Coveney appears unperturbed by the setback, however, and with the benefit of hindsight, says it left Greencore “in a good place”.

“I don’t apologise for the fact at all that we were there because clearly that was in the interest of our shareholders. The delivery we’ve had from the Uniq deal, which was a very, very sizeable transaction, a transformational transaction, has been absolutely excellent and that’s driven both the economic performance of the business but also it’s broadened our customer mix and our capability set. It’s just made us a much better business.

“If you asked us now with the benefit of between two and three years of time since Uniq happened and the initial engagements with Northern began, I think from a shareholder perspective, we are now in a better place than we probably even would have been if we’d done the merger with Northern Foods.”

In any case, the Uniq acquisition proved, following the disheartening dissolution of the Northern deal, that Greencore still had an appetite for M&A. Indeed, its efforts to build scale have continued unabated. Last year, Greencore acquired a UK ready-meals plant owned by Hain Celestial. It has sold off a desserts facility to picked up through the Uniq deal to German giant Muller but, the company, meanwhile, has made two acquisitions in the US.

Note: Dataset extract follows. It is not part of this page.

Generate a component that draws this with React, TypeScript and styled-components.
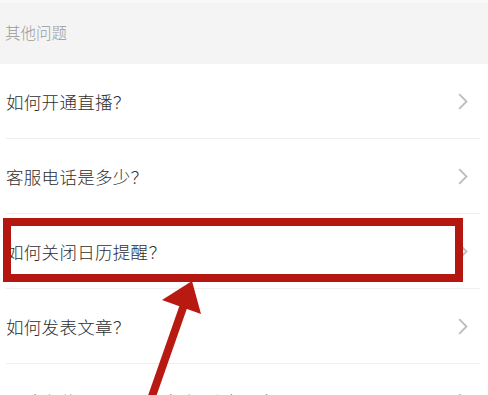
import styled, { createGlobalStyle } from "styled-components";

const GlobalStyle = createGlobalStyle`
    html, body {
        margin: 0;
        padding: 0;
        background-color: #ffffff;
        overflow: hidden;
    }
    body {
        font-family: "Noto Sans CJK SC", "Noto Sans", sans-serif;
    }
`;

const Page = styled.div`
    position: relative;
    width: 488px;
    height: 395px;
    overflow: hidden;
    background-color: #ffffff;
`;

const SectionHeader = styled.div`
    height: 64px;
    display: flex;
    align-items: center;
    padding: 0 0 3px 5px;
    background-color: #f4f4f4;
    border-top: 3px solid #f8f8f8;
    box-sizing: border-box;
    font-size: 15.5px;
    font-weight: 300;
    color: #9a9a9a;
`;

const List = styled.ul`
    list-style: none;
    margin: 0;
    padding: 0;
`;

const Row = styled.li`
    position: relative;
    height: 74px;
    margin: 0 8px 0 6px;
    display: flex;
    align-items: center;
    justify-content: space-between;
    border-bottom: 1px solid #efefef;
`;

const Question = styled.span`
    font-size: 17.5px;
    font-weight: 300;
    color: #2e2e2e;
    letter-spacing: 0.3px;
`;

const Chevron = styled.svg`
    width: 10px;
    height: 17px;
    margin-right: 12px;
    flex-shrink: 0;
`;

// red frame drawn over the highlighted row
const Frame = styled.div`
    position: absolute;
    left: -3px;
    top: 4px;
    width: 460px;
    height: 64px;
    border: 8px solid #b3170f;
    box-sizing: border-box;
`;

const Arrow = styled.svg`
    position: absolute;
    left: 0;
    top: 0;
    pointer-events: none;
`;

const questions = [
    "如何开通直播？",
    "客服电话是多少？",
    "如何关闭日历提醒？",
    "如何发表文章？",
    "评论为什么不显示？如何删除评论？",
];

export default function App() {
    return (
        <>
            <GlobalStyle />
            <Page>
                <SectionHeader>其他问题</SectionHeader>
                <List>
                    {questions.map((q, i) => (
                        <Row key={q}>
                            <Question>{q}</Question>
                            <Chevron viewBox="0 0 10 17">
                                <polyline
                                    points="1.2,1.2 8.5,8.5 1.2,15.8"
                                    fill="none"
                                    stroke="#bdbdbd"
                                    strokeWidth="1.8"
                                />
                            </Chevron>
                            {i === 2 && <Frame />}
                        </Row>
                    ))}
                </List>
                <Arrow width="488" height="395" viewBox="0 0 488 395">
                    <line x1="150" y1="402" x2="185" y2="302" stroke="#b81a12" strokeWidth="8" />
                    <polygon points="192,281 162,300 201,314" fill="#b81a12" />
                </Arrow>
            </Page>
        </>
    );
}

What are Greencore’s M&A plans now? “There is always room to do other things,” Coveney says.

However, he adds: “The momentum that we have in our business now, probably more than at any other point in our history, doesn’t require us to have to grow or to have to develop our business through acquisition.

“We’ve got lots of discreet opportunities that we’re chasing down now and we’ve got a strong and rapidly growing business in America that is complimentary to what we’re doing in the UK. So we’ve got a board and a management team and a set of shareholders that are very comfortable with that strategy. If there are opportunities to do things that fit with that, then we will be happy to pursue them. But there is not an urgency for us to.”